Philip's numerous infidelities and marriages caused an estrangement between him and Olympias that was far-reaching in its consequences. They reached their culmination when Philip with great ceremony wedded Cleopatra, a niece of his general, Attalus. At the wedding banquet, Attalus, the uncle of the bride, heated with wine, cried out:
"Macedonians, let us pray the gods that from this marriage may spring an heir to the throne!" Whereupon, Alexander, who was present, violently irritated at the speech, threw one of the goblets at the head of Attalus and exclaimed: "You villain, what! Am I, then, a bastard?" Philip, taking Attalus's part, rose up, and would have run his son through with his sword, but, overcome by rage and by drink, he slipped and fell to the floor. "Here is a man," scornfully exclaimed the prince, "preparing to cross from Europe into Asia, who is not able to step safely from one table to another." This incident brought to a climax the estrangement between Philip and his wife and Alexander. Olympias and Alexander fled, the one taking shelter with her brother, the King of Epirus, and the other going into Illyria, where he remained until a sort of reconciliation was effected by the marriage of Philip's daughter, Cleopatra, with the Epirote king. When Philip was assassinated, suspicions of complicity in the murder attached to both Olympias and Alexander. The young man's conduct fully acquits him of the crime, but it would not be strange if the mother, seeking her own vengeance and her son's preferment, should have abetted the youth Pausanias, who committed the deed.

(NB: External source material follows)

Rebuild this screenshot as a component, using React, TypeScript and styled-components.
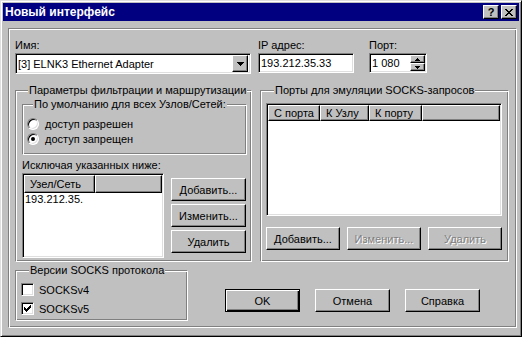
import React from 'react';
import styled, { createGlobalStyle, css } from 'styled-components';

const GlobalStyle = createGlobalStyle`
  html, body {
    margin: 0;
    padding: 0;
    background: #c0c0c0;
  }
  body {
    font-family: "Liberation Sans", Arial, sans-serif;
    font-size: 11px;
    color: #000;
  }
  * {
    box-sizing: border-box;
  }
`;

const raised = css`
  border: 1px solid;
  border-color: #fff #000 #000 #fff;
  box-shadow: inset -1px -1px #808080;
`;

const sunken = css`
  border: 1px solid;
  border-color: #808080 #fff #fff #808080;
  box-shadow: inset 1px 1px #000, inset -1px -1px #dfdfdf;
`;

const etched = css`
  border: 1px solid;
  border-color: #808080 #fff #fff #808080;
  box-shadow: inset 1px 1px #fff, inset -1px -1px #808080;
`;

// pixel glyphs
const CLOSE = ['##....##', '.##..##.', '..####..', '...##...', '..####..', '.##..##.', '##....##'];
const DOWN = ['#######', '.#####.', '..###..', '...#...'];
const SPIN_UP = ['..#..', '.###.', '#####'];
const SPIN_DOWN = ['#####', '.###.', '..#..'];
const CHECK = ['......#', '.....##', '#...###', '##.###.', '#####..', '.###...', '..#....'];

const Pix = styled.svg`
  display: block;
  flex: none;
`;

const PixelIcon = ({ rows, color = '#000' }: { rows: string[]; color?: string }) => {
  const w = rows[0].length;
  const h = rows.length;
  return (
    <Pix width={w} height={h} viewBox={`0 0 ${w} ${h}`} shapeRendering="crispEdges">
      {rows.flatMap((r, y) =>
        r.split('').map((c, x) =>
          c === '#' ? <rect key={`${x}-${y}`} x={x} y={y} width={1} height={1} fill={color} /> : null
        )
      )}
    </Pix>
  );
};

const Window = styled.div`
  width: 522px;
  height: 337px;
  display: flex;
  flex-direction: column;
  background: #c0c0c0;
  border: 1px solid;
  border-color: #dfdfdf #000 #000 #dfdfdf;
  box-shadow: inset 1px 1px #fff, inset -1px -1px #808080;
  padding: 2px;
`;

const TitleBar = styled.div`
  height: 18px;
  flex: none;
  display: flex;
  align-items: center;
  padding: 0 2px 0 2px;
  background: #000080;
  color: #fff;
`;

const Title = styled.div`
  flex: 1;
  font-weight: bold;
  font-size: 12px;
  line-height: 14px;
`;

const CaptionButton = styled.div`
  width: 16px;
  height: 14px;
  margin-left: 2px;
  background: #c0c0c0;
  color: #000;
  display: flex;
  align-items: center;
  justify-content: center;
  font-weight: bold;
  font-size: 11px;
  ${raised};
`;

const Body = styled.div`
  flex: 1;
  display: flex;
  padding: 7px 3px 6px 5px;
`;

const Panel = styled.div`
  flex: 1;
  display: flex;
  flex-direction: column;
  padding: 10px 7px 6px 6px;
  ${etched};
`;

const FieldsRow = styled.div`
  display: flex;
  align-items: flex-start;
`;

const Field = styled.div<{ $w: number; $ml?: number }>`
  width: ${p => p.$w}px;
  margin-left: ${p => p.$ml ?? 0}px;
  display: flex;
  flex-direction: column;
`;

const Label = styled.div<{ $mt?: number }>`
  line-height: 13px;
  height: 13px;
  margin-top: ${p => p.$mt ?? 0}px;
  margin-bottom: 1px;
  white-space: nowrap;
`;

const TextBox = styled.div<{ $h?: number }>`
  height: ${p => p.$h ?? 20}px;
  background: #fff;
  display: flex;
  align-items: center;
  padding: 2px;
  white-space: nowrap;
  ${sunken};
`;

const BoxText = styled.span`
  flex: 1;
`;

const DropButton = styled.div`
  width: 16px;
  height: 17px;
  background: #c0c0c0;
  display: flex;
  align-items: center;
  justify-content: center;
  ${raised};
`;

const Spinner = styled.div`
  width: 15px;
  align-self: stretch;
  display: flex;
  flex-direction: column;
  margin: -1px -1px -1px 0;
`;

const SpinButton = styled.div`
  flex: 1;
  background: #c0c0c0;
  display: flex;
  align-items: center;
  justify-content: center;
  ${raised};
`;

const MiddleRow = styled.div`
  display: flex;
  align-items: stretch;
  gap: 8px;
  margin-top: 10px;
`;

const Group = styled.fieldset<{ $w?: number; $pad: string }>`
  margin: 0;
  min-width: 0;
  ${p => (p.$w ? `width: ${p.$w}px; flex: none;` : 'flex: 1;')}
  padding: ${p => p.$pad};
  display: flex;
  flex-direction: column;
  ${etched};
`;

const Legend = styled.legend<{ $ml?: number }>`
  padding: 0 1px;
  margin-left: ${p => p.$ml ?? 6}px;
  line-height: 13px;
  background: #c0c0c0;
  white-space: nowrap;
`;

const OptionRow = styled.div<{ $h: number }>`
  height: ${p => p.$h}px;
  display: flex;
  align-items: center;
  white-space: nowrap;
`;

const Radio = styled.span<{ $on?: boolean }>`
  width: 12px;
  height: 12px;
  flex: none;
  margin-right: 6px;
  border-radius: 50%;
  background: #fff;
  position: relative;
  border: 1px solid;
  border-color: #808080 #fff #fff #808080;
  box-shadow: inset 1px 1px #000, inset -1px -1px #dfdfdf;
  &::after {
    content: '';
    display: ${p => (p.$on ? 'block' : 'none')};
    position: absolute;
    left: 3px;
    top: 3px;
    width: 4px;
    height: 4px;
    border-radius: 50%;
    background: #000;
  }
`;

const Check = styled.span`
  width: 13px;
  height: 13px;
  flex: none;
  margin-right: 5px;
  background: #fff;
  display: flex;
  align-items: center;
  justify-content: center;
  ${sunken};
`;

const ListArea = styled.div`
  display: flex;
  align-items: flex-start;
`;

const ListView = styled.div<{ $w: number; $h: number }>`
  width: ${p => p.$w}px;
  height: ${p => p.$h}px;
  flex: none;
  background: #fff;
  padding: 1px;
  display: flex;
  flex-direction: column;
  ${sunken};
`;

const HeaderRow = styled.div<{ $h: number }>`
  height: ${p => p.$h}px;
  flex: none;
  display: flex;
  background: #c0c0c0;
`;

const HeaderCell = styled.div<{ $w?: number }>`
  ${p => (p.$w ? `width: ${p.$w}px; flex: none;` : 'flex: 1;')}
  display: flex;
  align-items: center;
  padding-left: 5px;
  white-space: nowrap;
  ${raised};
`;

const Item = styled.div`
  line-height: 13px;
  padding-left: 1px;
`;

const SideButtons = styled.div`
  margin-left: 7px;
  margin-top: 5px;
  display: flex;
  flex-direction: column;
  gap: 3px;
`;

const ButtonRow = styled.div<{ $mt: number }>`
  display: flex;
  justify-content: space-between;
  margin-top: ${p => p.$mt}px;
`;

const Button = styled.div<{ $w?: number; $disabled?: boolean; $default?: boolean }>`
  width: ${p => p.$w ?? 75}px;
  height: 23px;
  flex: none;
  display: flex;
  align-items: center;
  justify-content: center;
  white-space: nowrap;
  background: #c0c0c0;
  color: ${p => (p.$disabled ? '#808080' : '#000')};
  text-shadow: ${p => (p.$disabled ? '1px 1px #fff' : 'none')};
  ${p =>
    p.$default
      ? css`
          border: 1px solid #000;
          box-shadow: inset 1px 1px #fff, inset -1px -1px #000, inset -2px -2px #808080;
        `
      : raised};
`;

const BottomRow = styled.div`
  display: flex;
  align-items: flex-start;
  margin-top: 2px;
`;

const DialogButtons = styled.div`
  display: flex;
  gap: 15px;
  margin-left: 37px;
  padding-top: 25px;
`;

export default function App() {
  return (
    <>
      <GlobalStyle />
      <Window>
        <TitleBar>
          <Title>Новый интерфейс</Title>
          <CaptionButton>?</CaptionButton>
          <CaptionButton>
            <PixelIcon rows={CLOSE} />
          </CaptionButton>
        </TitleBar>
        <Body>
          <Panel>
            <FieldsRow>
              <Field $w={236}>
                <Label>Имя:</Label>
                <TextBox $h={21}>
                  <BoxText>[3] ELNK3 Ethernet Adapter</BoxText>
                  <DropButton>
                    <PixelIcon rows={DOWN} />
                  </DropButton>
                </TextBox>
              </Field>
              <Field $w={96} $ml={7}>
                <Label>IP адрес:</Label>
                <TextBox>
                  <BoxText>193.212.35.33</BoxText>
                </TextBox>
              </Field>
              <Field $w={58} $ml={15}>
                <Label>Порт:</Label>
                <TextBox>
                  <BoxText>1 080</BoxText>
                  <Spinner>
                    <SpinButton>
                      <PixelIcon rows={SPIN_UP} />
                    </SpinButton>
                    <SpinButton>
                      <PixelIcon rows={SPIN_DOWN} />
                    </SpinButton>
                  </Spinner>
                </TextBox>
              </Field>
            </FieldsRow>

            <MiddleRow>
              <Group $w={237} $pad="1px 4px 3px 6px">
                <Legend>Параметры фильтрации и маршрутизации</Legend>
                <Group $pad="5px 4px 8px 4px">
                  <Legend>По умолчанию для всех Узлов/Сетей:</Legend>
                  <OptionRow $h={15}>
                    <Radio />
                    доступ разрешен
                  </OptionRow>
                  <OptionRow $h={15}>
                    <Radio $on />
                    доступ запрещен
                  </OptionRow>
                </Group>
                <Label $mt={4}>Исключая указанных ниже:</Label>
                <ListArea>
                  <ListView $w={142} $h={85}>
                    <HeaderRow $h={18}>
                      <HeaderCell $w={71}>Узел/Сеть</HeaderCell>
                      <HeaderCell />
                    </HeaderRow>
                    <Item>193.212.35.</Item>
                  </ListView>
                  <SideButtons>
                    <Button>Добавить...</Button>
                    <Button>Изменить...</Button>
                    <Button>Удалить</Button>
                  </SideButtons>
                </ListArea>
              </Group>

              <Group $pad="6px 6px 10px 5px">
                <Legend $ml={8}>Порты для эмуляции SOCKS-запросов</Legend>
                <ListView $w={236} $h={113}>
                  <HeaderRow $h={16}>
                    <HeaderCell $w={52}>С порта</HeaderCell>
                    <HeaderCell $w={49}>К Узлу</HeaderCell>
                    <HeaderCell $w={53}>К порту</HeaderCell>
                    <HeaderCell />
                  </HeaderRow>
                </ListView>
                <ButtonRow $mt={11}>
                  <Button $w={74}>Добавить...</Button>
                  <Button $w={74} $disabled>
                    Изменить...
                  </Button>
                  <Button $w={74} $disabled>
                    Удалить
                  </Button>
                </ButtonRow>
              </Group>
            </MiddleRow>

            <BottomRow>
              <Group $w={173} $pad="3px 4px 2px 5px">
                <Legend $ml={8}>Версии SOCKS протокола</Legend>
                <OptionRow $h={19}>
                  <Check />
                  SOCKSv4
                </OptionRow>
                <OptionRow $h={19}>
                  <Check>
                    <PixelIcon rows={CHECK} />
                  </Check>
                  SOCKSv5
                </OptionRow>
              </Group>
              <DialogButtons>
                <Button $default>OK</Button>
                <Button>Отмена</Button>
                <Button>Справка</Button>
              </DialogButtons>
            </BottomRow>
          </Panel>
        </Body>
      </Window>
    </>
  );
}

Olympias could not brook any rivals, and shortly after the murder of Philip she despatched that king's last wife, Cleopatra, and her infant son. Throughout Alexander's brilliant but short-lived career, Olympias remained in Macedon, exercising a queenly power. She and her son seem to have been bound by the closest ties of affection and respect. With Antipater, however, who had been left behind by Alexander to govern Macedon in his absence, she was continually falling out. Plutarch gives an interesting account of the intimate relations between mother and son and of the quarrels between the old queen and the regent:
"How magnificent he, Alexander, was in enriching his friends appears by a letter which Olympias wrote to him, where she tells him he should reward those about him in a more moderate way. She said: 'For now you make them all equal to kings, you give them power and opportunity of making many friends of their own, and in the meantime you leave yourself destitute.' She often wrote to him to this purpose. To her he sent many presents, but would never suffer her to meddle with matters of State or war, not indulging her busy temper; and when she fell out with him on this account, he bore her ill humor very patiently. Nay, more, when he read a long letter from Antipater, full of accusations against her, 'Antipater,' he said, 'does not know that one tear of a mother effaces a thousand such letters as these.'
"The tidings of the difficulties he had gone through in his Indian expedition had begun to give occasion for revolt among many of the conquered nations, and for acts of great injustice, avarice, and insolence on the part of satraps and commanders. Even at home, Olympias and her daughter Cleopatra had raised a faction against Antipater and divided his government between them--Olympias seizing upon Epirus, and Cleopatra upon Macedon. When Alexander was told of it, he said his mother had made the best choice, for the Macedonians would never consent to be ruled by a woman."